**WHAT YOU WILL DO**
Skip all pictures. Write out the data below from its first line through the line that contains "import React from 'react';".
>> Begin
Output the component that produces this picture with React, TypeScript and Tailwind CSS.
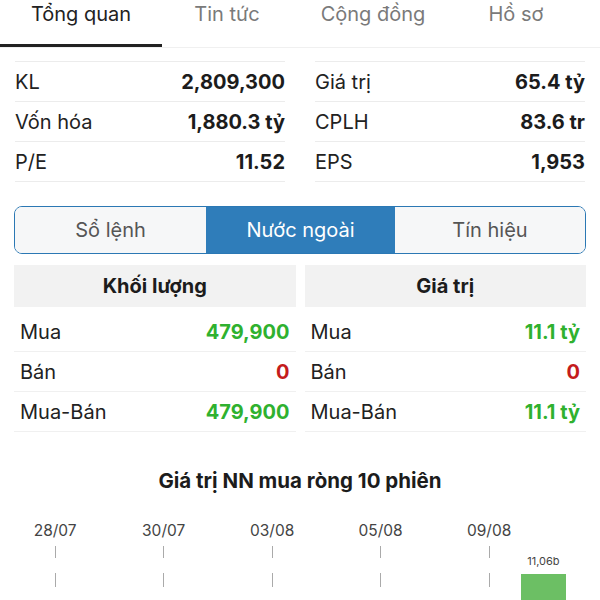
import React from 'react';

const tabs = [
  { label: 'Tổng quan', w: 'w-[162px]', active: true },
  { label: 'Tin tức', w: 'w-[130px]', active: false },
  { label: 'Cộng đồng', w: 'w-[162px]', active: false },
  { label: 'Hồ sơ', w: 'w-[124px]', active: false },
];

const leftStats = [
  ['KL', '2,809,300'],
  ['Vốn hóa', '1,880.3 tỷ'],
  ['P/E', '11.52'],
];

const rightStats = [
  ['Giá trị', '65.4 tỷ'],
  ['CPLH', '83.6 tr'],
  ['EPS', '1,953'],
];

const volumeRows = [
  { label: 'Mua', value: '479,900', color: 'text-[#2fb12f]' },
  { label: 'Bán', value: '0', color: 'text-[#c41c1c]' },
  { label: 'Mua-Bán', value: '479,900', color: 'text-[#2fb12f]' },
];

const valueRows = [
  { label: 'Mua', value: '11.1 tỷ', color: 'text-[#2fb12f]' },
  { label: 'Bán', value: '0', color: 'text-[#c41c1c]' },
  { label: 'Mua-Bán', value: '11.1 tỷ', color: 'text-[#2fb12f]' },
];

// 10 sessions, every other one labelled
const sessions = ['28/07', '', '30/07', '', '03/08', '', '05/08', '', '09/08', ''];

const StatColumn = ({ rows }: { rows: string[][] }) => (
  <div className="border-t border-[#ececec]">
    {rows.map(([label, value]) => (
      <div key={label} className="h-[40px] flex items-center justify-between border-b border-[#ececec]">
        <span className="text-[#222]">{label}</span>
        <span className="font-bold text-[#1c1c1c]">{value}</span>
      </div>
    ))}
  </div>
);

const ForeignColumn = ({ title, rows }: { title: string; rows: typeof volumeRows }) => (
  <div>
    <div className="h-[42px] bg-[#f2f2f2] flex items-center justify-center font-bold text-[#1c1c1c]">{title}</div>
    <div className="pt-[5px]">
      {rows.map((r) => (
        <div key={r.label} className="h-[40px] px-[6px] flex items-center justify-between border-b border-[#f0f0f0]">
          <span className="text-[#222]">{r.label}</span>
          <span className={`font-bold ${r.color}`}>{r.value}</span>
        </div>
      ))}
    </div>
  </div>
);

const App = () => {
  return (
    <div className="w-[600px] h-[600px] overflow-hidden bg-white text-[20px]" style={{ fontFamily: 'Inter, "Noto Sans", sans-serif' }}>
      {/* Top tabs */}
      <nav className="flex h-[48px] border-b border-[#f0f0f0]">
        {tabs.map((t) => (
          <div
            key={t.label}
            className={`${t.w} flex justify-center leading-[28px] ${t.active ? 'text-[#222] border-b-[3px] border-[#222]' : 'text-[#7a7a7a]'}`}
          >
            {t.label}
          </div>
        ))}
      </nav>

      {/* Overview stats */}
      <section className="mt-[13px] px-[15px] grid grid-cols-2 gap-x-[30px]">
        <StatColumn rows={leftStats} />
        <StatColumn rows={rightStats} />
      </section>

      {/* Segmented control */}
      <div className="mt-[24px] mx-[14px] h-[48px] border border-[#2b78b4] rounded-[8px] overflow-hidden grid grid-cols-[191px_189px_1fr]">
        <div className="bg-[#f6f7f8] flex items-center justify-center text-[#555]">Sổ lệnh</div>
        <div className="bg-[#2f7dba] flex items-center justify-center text-white">Nước ngoài</div>
        <div className="bg-[#f6f7f8] flex items-center justify-center text-[#555]">Tín hiệu</div>
      </div>

      {/* Foreign trading */}
      <section className="mt-[11px] px-[14px] grid grid-cols-2 gap-x-[9px]">
        <ForeignColumn title="Khối lượng" rows={volumeRows} />
        <ForeignColumn title="Giá trị" rows={valueRows} />
      </section>

      {/* Chart */}
      <h3 className="mt-[35px] text-center text-[20.5px] leading-[28px] font-bold text-[#1c1c1c]">Giá trị NN mua ròng 10 phiên</h3>
      <div className="mt-[26px] ml-[28px] flex">
        {sessions.map((d, i) => (
          <div key={i} className="w-[54.25px] flex flex-col items-center">
            <div className="h-[20px] text-[15.5px] leading-[20px] text-[#444]">{d}</div>
            {d && (
              <>
                <div className="mt-[5px] w-px h-[12px] bg-[#aaa]" />
                <div className="mt-[15px] w-px h-[14px] bg-[#aaa]" />
              </>
            )}
            {i === 9 && (
              <>
                <div className="mt-[14px] h-[12px] text-[11px] leading-[12px] text-[#444]">11,06b</div>
                <div className="mt-[7px] w-[45px] h-[40px] bg-[#6cbf64]" />
              </>
            )}
          </div>
        ))}
      </div>
    </div>
  );
};

export default App;
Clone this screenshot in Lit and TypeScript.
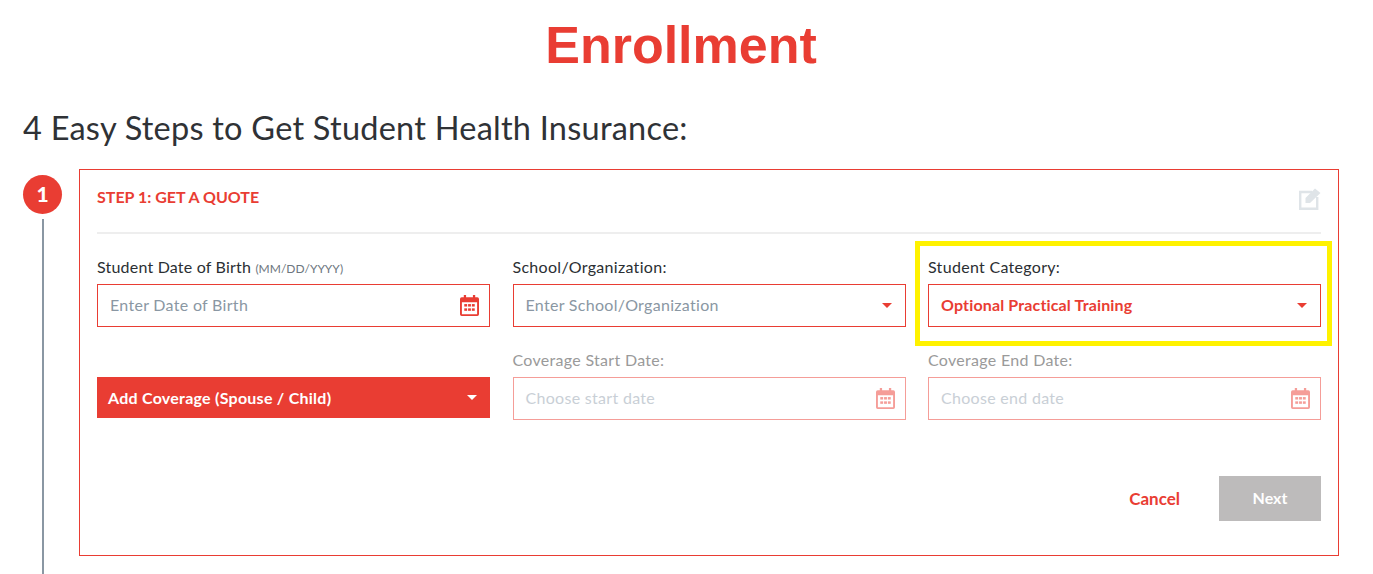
import { LitElement, html, css, svg } from "lit";
import { customElement } from "lit/decorators.js";

const calendar = svg`<svg class="cal" viewBox="0 0 20 22" width="19" height="21" aria-hidden="true">
  <path fill="currentColor" d="M4 0h2.4v2.4h7.2V0H16v2.4h2.2A1.8 1.8 0 0 1 20 4.2v16A1.8 1.8 0 0 1 18.200 22H1.800A1.800 1.800 0 0 1 0 20.200v-16A1.800 1.800 0 0 1 1.800 2.400H4zM2 7.500v12.700h16V7.500z" fill-rule="evenodd"/>
  <g fill="currentColor"><rect x="4.500" y="9.500" width="3" height="2.600"/><rect x="8.500" y="9.500" width="3" height="2.600"/><rect x="12.500" y="9.500" width="3" height="2.600"/><rect x="4.500" y="14" width="3" height="2.600"/><rect x="8.500" y="14" width="3" height="2.600"/><rect x="12.500" y="14" width="3" height="2.600"/></g>
</svg>`;

const caret = html`<span class="caret"></span>`;

@customElement("app-root")
export class AppRoot extends LitElement {
  static styles = css`
    :host { display: block; height: 574px; overflow: hidden; background: #fff; font-family: "Lato", "Open Sans", sans-serif; color: #2b2f33; }
    .page { padding: 0 34px 0 23px; }
    h1 { margin: 0; padding-top: 15px; height: 61px; text-align: center; font: bold 52px/61px "Liberation Sans", Arial, sans-serif; color: #e93d33; }
    h2 { margin: 0; padding-top: 34px; height: 36px; line-height: 36px; font-size: 32.500px; font-weight: 400; color: #2f3236; letter-spacing: .24px; }
    .step { display: flex; gap: 17px; margin-top: 23px; height: 405px; }
    .rail { width: 39px; padding-top: 6px; display: flex; flex-direction: column; align-items: center; gap: 5px; flex: none; }
    .num { width: 39px; height: 39px; border-radius: 50%; background: #e93d33; color: #fff; font-weight: 900; font-size: 21px; display: flex; align-items: center; justify-content: center; flex: none; padding-bottom: 2px; box-sizing: border-box; }
    .line { width: 2px; flex: 1; background: #8a97a3; }
    .card { flex: 1; height: 387px; box-sizing: border-box; border: 1px solid #e93d33; padding: 0 17px; display: flex; flex-direction: column; }
    .head { height: 54px; border-bottom: 2px solid #eeeeee; display: flex; justify-content: space-between; align-items: center; padding-bottom: 8px; box-sizing: content-box; }
    .head h3 { margin: 0 0 2px; font-size: 16px; font-weight: 700; color: #e93d33; }
    .edit { color: #dfe4e8; margin-top: 3px; }
    .grid { display: grid; grid-template-columns: repeat(3, 393px); column-gap: 22.500px; margin-top: 24px; row-gap: 24px; }
    .field { position: relative; display: flex; flex-direction: column; gap: 7px; }
    .field label { font-size: 16px; line-height: 18px; height: 19px; letter-spacing: .3px; color: #2b2f33; white-space: nowrap; }
    .field label.dob { letter-spacing: .2px; }
    .field label small { font-size: 12px; line-height: 1; letter-spacing: 0; color: #6d7680; }
    .field.off label { color: #9a9a9a; }
    .box { height: 43px; box-sizing: border-box; border: 1px solid #e93d33; padding: 0 12px; display: flex; align-items: center; justify-content: space-between; font-size: 16px; letter-spacing: .3px; color: #8a97a3; }
    .box span:first-child { margin-bottom: 2px; }
    .box .cal { color: #e93d33; margin-right: -2px; }
    .off .box { border-color: #f59d98; color: #c9cfd6; }
    .off .box .cal { color: #f59d98; }
    .box.sel { color: #e93d33; font-weight: 700; letter-spacing: .15px; }
    .caret { width: 0; height: 0; border-left: 5.500px solid transparent; border-right: 5.500px solid transparent; border-top: 5.500px solid #e93d33; margin-right: 1px; }
    .mark { position: absolute; left: -13px; right: -11px; top: -17px; bottom: -19px; border: 5px solid #fff200; pointer-events: none; }
    .add { align-self: end; height: 41px; margin-bottom: 2px; box-sizing: border-box; background: #e93d33; color: #fff; font-weight: 700; font-size: 16px; letter-spacing: .25px; display: flex; align-items: center; justify-content: space-between; padding: 0 12px 0 11px; }
    .add .caret { border-top-color: #fff; }
    .actions { display: flex; justify-content: flex-end; align-items: center; margin-top: 56px; gap: 39px; }
    .cancel { color: #e93d33; font-weight: 700; font-size: 17px; margin-bottom: 1px; }
    .next { width: 102px; height: 45px; background: #bdbbbb; color: #fff; font-weight: 700; font-size: 16px; display: flex; align-items: center; justify-content: center; padding-bottom: 2px; box-sizing: border-box; }
  `;

  render() {
    return html`<div class="page">
      <h1>Enrollment</h1>
      <h2>4 Easy Steps to Get Student Health Insurance:</h2>
      <div class="step">
        <div class="rail"><div class="num">1</div><div class="line"></div></div>
        <section class="card">
          <div class="head">
            <h3>STEP 1: GET A QUOTE</h3>
            <svg class="edit" viewBox="0 0 22 23" width="22" height="23" aria-hidden="true">
              <path fill="none" stroke="currentColor" stroke-width="2.400" d="M13 5H1.200v16.800h17V10"/>
              <path fill="currentColor" d="M6.500 11 16 1.500 21.500 6 11 16H6.500z"/>
            </svg>
          </div>
          <div class="grid">
            <div class="field"><label class="dob">Student Date of Birth <small>(MM/DD/YYYY)</small></label><div class="box"><span>Enter Date of Birth</span>${calendar}</div></div>
            <div class="field"><label>School/Organization:</label><div class="box"><span>Enter School/Organization</span>${caret}</div></div>
            <div class="field"><label>Student Category:</label><div class="box sel"><span>Optional Practical Training</span>${caret}</div><div class="mark"></div></div>
            <div class="add"><span>Add Coverage (Spouse / Child)</span>${caret}</div>
            <div class="field off"><label>Coverage Start Date:</label><div class="box"><span>Choose start date</span>${calendar}</div></div>
            <div class="field off"><label>Coverage End Date:</label><div class="box"><span>Choose end date</span>${calendar}</div></div>
          </div>
          <div class="actions"><span class="cancel">Cancel</span><div class="next">Next</div></div>
        </section>
      </div>
    </div>`;
  }
}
>> End
**SOLUTION TO THE PROBLEM**
Output the component that produces this picture with React, TypeScript and Tailwind CSS.
import React from 'react';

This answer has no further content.